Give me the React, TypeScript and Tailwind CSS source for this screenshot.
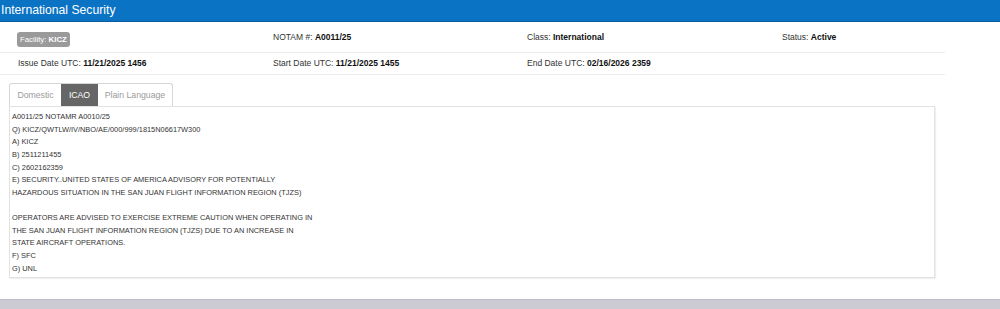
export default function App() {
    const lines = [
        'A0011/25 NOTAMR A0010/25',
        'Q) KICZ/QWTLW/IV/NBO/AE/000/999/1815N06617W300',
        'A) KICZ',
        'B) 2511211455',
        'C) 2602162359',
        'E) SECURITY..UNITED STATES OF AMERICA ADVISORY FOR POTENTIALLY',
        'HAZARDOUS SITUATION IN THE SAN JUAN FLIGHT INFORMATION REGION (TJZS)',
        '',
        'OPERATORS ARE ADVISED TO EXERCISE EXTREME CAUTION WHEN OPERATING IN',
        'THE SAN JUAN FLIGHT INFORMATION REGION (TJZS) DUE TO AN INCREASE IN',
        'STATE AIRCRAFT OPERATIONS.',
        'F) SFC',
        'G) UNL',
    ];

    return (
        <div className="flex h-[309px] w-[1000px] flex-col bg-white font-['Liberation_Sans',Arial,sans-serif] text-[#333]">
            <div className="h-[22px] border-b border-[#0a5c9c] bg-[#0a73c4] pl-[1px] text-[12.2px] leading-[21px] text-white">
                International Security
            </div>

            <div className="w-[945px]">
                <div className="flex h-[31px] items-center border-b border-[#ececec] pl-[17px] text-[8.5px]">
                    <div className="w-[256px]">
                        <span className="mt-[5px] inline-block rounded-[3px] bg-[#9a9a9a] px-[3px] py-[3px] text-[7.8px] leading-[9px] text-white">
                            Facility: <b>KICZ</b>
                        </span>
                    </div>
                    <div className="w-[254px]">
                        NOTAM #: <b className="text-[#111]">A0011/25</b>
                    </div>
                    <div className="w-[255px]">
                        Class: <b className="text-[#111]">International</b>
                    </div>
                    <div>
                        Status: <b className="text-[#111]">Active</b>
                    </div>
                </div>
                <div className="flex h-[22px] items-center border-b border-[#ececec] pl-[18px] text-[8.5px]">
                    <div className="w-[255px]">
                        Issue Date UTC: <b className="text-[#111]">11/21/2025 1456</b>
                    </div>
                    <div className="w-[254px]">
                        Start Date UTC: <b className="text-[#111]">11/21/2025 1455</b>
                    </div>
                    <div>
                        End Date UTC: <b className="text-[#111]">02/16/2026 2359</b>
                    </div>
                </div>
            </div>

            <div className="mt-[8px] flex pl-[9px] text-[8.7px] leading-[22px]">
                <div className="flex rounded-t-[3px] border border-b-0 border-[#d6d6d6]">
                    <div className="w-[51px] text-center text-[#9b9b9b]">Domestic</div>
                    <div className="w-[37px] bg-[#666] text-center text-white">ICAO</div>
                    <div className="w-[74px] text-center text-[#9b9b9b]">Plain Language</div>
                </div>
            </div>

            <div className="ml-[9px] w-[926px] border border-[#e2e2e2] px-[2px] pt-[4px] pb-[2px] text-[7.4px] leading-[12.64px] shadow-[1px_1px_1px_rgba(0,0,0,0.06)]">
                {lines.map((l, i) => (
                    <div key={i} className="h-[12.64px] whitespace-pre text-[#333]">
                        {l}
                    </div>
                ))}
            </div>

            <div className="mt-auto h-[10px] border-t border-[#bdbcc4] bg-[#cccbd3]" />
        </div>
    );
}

### Requirement
From the material above, reproduce everything verbatim except the pictures.

### Correct output
Give me the React, TypeScript and Tailwind CSS source for this screenshot.
export default function App() {
    const lines = [
        'A0011/25 NOTAMR A0010/25',
        'Q) KICZ/QWTLW/IV/NBO/AE/000/999/1815N06617W300',
        'A) KICZ',
        'B) 2511211455',
        'C) 2602162359',
        'E) SECURITY..UNITED STATES OF AMERICA ADVISORY FOR POTENTIALLY',
        'HAZARDOUS SITUATION IN THE SAN JUAN FLIGHT INFORMATION REGION (TJZS)',
        '',
        'OPERATORS ARE ADVISED TO EXERCISE EXTREME CAUTION WHEN OPERATING IN',
        'THE SAN JUAN FLIGHT INFORMATION REGION (TJZS) DUE TO AN INCREASE IN',
        'STATE AIRCRAFT OPERATIONS.',
        'F) SFC',
        'G) UNL',
    ];

    return (
        <div className="flex h-[309px] w-[1000px] flex-col bg-white font-['Liberation_Sans',Arial,sans-serif] text-[#333]">
            <div className="h-[22px] border-b border-[#0a5c9c] bg-[#0a73c4] pl-[1px] text-[12.2px] leading-[21px] text-white">
                International Security
            </div>

            <div className="w-[945px]">
                <div className="flex h-[31px] items-center border-b border-[#ececec] pl-[17px] text-[8.5px]">
                    <div className="w-[256px]">
                        <span className="mt-[5px] inline-block rounded-[3px] bg-[#9a9a9a] px-[3px] py-[3px] text-[7.8px] leading-[9px] text-white">
                            Facility: <b>KICZ</b>
                        </span>
                    </div>
                    <div className="w-[254px]">
                        NOTAM #: <b className="text-[#111]">A0011/25</b>
                    </div>
                    <div className="w-[255px]">
                        Class: <b className="text-[#111]">International</b>
                    </div>
                    <div>
                        Status: <b className="text-[#111]">Active</b>
                    </div>
                </div>
                <div className="flex h-[22px] items-center border-b border-[#ececec] pl-[18px] text-[8.5px]">
                    <div className="w-[255px]">
                        Issue Date UTC: <b className="text-[#111]">11/21/2025 1456</b>
                    </div>
                    <div className="w-[254px]">
                        Start Date UTC: <b className="text-[#111]">11/21/2025 1455</b>
                    </div>
                    <div>
                        End Date UTC: <b className="text-[#111]">02/16/2026 2359</b>
                    </div>
                </div>
            </div>

            <div className="mt-[8px] flex pl-[9px] text-[8.7px] leading-[22px]">
                <div className="flex rounded-t-[3px] border border-b-0 border-[#d6d6d6]">
                    <div className="w-[51px] text-center text-[#9b9b9b]">Domestic</div>
                    <div className="w-[37px] bg-[#666] text-center text-white">ICAO</div>
                    <div className="w-[74px] text-center text-[#9b9b9b]">Plain Language</div>
                </div>
            </div>

            <div className="ml-[9px] w-[926px] border border-[#e2e2e2] px-[2px] pt-[4px] pb-[2px] text-[7.4px] leading-[12.64px] shadow-[1px_1px_1px_rgba(0,0,0,0.06)]">
                {lines.map((l, i) => (
                    <div key={i} className="h-[12.64px] whitespace-pre text-[#333]">
                        {l}
                    </div>
                ))}
            </div>

            <div className="mt-auto h-[10px] border-t border-[#bdbcc4] bg-[#cccbd3]" />
        </div>
    );
}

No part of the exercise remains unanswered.